====== Raw data ======
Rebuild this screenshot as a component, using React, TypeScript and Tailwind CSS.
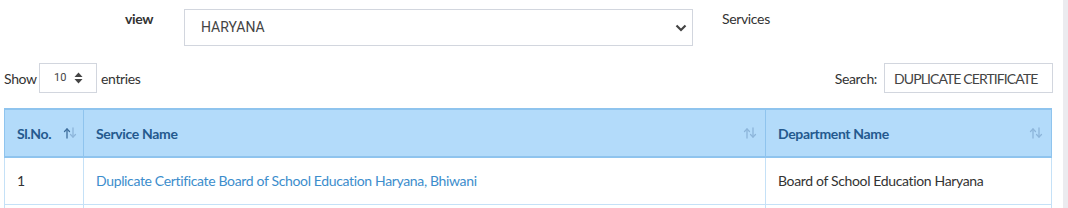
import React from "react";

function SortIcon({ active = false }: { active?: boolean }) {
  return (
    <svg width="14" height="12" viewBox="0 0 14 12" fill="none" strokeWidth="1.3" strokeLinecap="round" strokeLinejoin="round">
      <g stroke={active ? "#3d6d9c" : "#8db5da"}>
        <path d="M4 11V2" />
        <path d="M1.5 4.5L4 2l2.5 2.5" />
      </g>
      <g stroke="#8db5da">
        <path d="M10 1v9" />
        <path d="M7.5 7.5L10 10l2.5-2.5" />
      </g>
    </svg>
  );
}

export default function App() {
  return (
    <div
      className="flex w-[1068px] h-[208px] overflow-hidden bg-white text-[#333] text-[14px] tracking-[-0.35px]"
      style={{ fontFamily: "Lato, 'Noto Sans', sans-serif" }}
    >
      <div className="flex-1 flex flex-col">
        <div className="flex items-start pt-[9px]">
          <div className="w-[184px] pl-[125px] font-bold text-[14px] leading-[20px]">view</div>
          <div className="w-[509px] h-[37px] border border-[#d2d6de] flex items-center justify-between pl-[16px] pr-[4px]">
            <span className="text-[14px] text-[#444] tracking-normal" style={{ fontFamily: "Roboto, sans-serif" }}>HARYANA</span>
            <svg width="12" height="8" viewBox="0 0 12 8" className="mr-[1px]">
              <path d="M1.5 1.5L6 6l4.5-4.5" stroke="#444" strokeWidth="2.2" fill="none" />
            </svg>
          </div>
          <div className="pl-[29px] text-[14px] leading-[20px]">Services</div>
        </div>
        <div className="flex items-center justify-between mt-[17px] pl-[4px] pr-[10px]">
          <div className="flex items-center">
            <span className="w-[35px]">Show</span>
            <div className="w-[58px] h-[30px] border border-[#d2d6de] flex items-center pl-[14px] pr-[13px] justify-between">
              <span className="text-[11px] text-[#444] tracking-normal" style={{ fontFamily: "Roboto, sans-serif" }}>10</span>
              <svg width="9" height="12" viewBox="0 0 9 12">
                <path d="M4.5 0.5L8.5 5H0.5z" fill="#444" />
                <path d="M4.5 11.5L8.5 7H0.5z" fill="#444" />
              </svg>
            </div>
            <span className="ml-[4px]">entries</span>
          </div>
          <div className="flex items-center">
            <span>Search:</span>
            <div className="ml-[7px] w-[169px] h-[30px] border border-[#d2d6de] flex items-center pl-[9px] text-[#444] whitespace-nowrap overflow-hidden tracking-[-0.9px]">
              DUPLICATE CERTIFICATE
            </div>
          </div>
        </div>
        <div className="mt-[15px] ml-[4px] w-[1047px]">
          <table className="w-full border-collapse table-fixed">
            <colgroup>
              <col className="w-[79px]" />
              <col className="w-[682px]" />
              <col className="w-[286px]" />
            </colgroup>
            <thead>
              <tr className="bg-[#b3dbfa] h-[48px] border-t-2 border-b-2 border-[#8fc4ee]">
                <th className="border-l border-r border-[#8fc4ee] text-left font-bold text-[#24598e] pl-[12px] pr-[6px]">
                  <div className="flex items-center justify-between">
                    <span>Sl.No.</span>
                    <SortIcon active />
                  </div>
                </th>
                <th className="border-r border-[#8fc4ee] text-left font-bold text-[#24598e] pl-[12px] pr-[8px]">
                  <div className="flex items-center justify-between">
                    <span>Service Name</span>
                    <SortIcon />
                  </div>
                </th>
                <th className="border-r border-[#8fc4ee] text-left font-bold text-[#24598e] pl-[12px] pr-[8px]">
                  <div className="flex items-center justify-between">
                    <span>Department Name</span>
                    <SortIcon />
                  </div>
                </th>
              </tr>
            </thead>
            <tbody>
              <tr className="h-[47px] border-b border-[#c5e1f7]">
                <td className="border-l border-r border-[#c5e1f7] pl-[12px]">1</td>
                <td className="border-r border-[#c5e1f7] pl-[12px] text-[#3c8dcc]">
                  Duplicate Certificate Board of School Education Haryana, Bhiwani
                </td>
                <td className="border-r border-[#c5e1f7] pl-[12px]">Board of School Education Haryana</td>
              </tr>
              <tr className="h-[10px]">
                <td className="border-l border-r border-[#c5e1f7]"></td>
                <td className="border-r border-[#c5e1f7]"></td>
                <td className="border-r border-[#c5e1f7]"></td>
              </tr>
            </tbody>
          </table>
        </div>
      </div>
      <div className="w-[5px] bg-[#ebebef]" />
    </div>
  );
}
======
* Instructions to follow *
Each line holding the word "React" counts once; report the total and nothing else.

* Complete answer *
2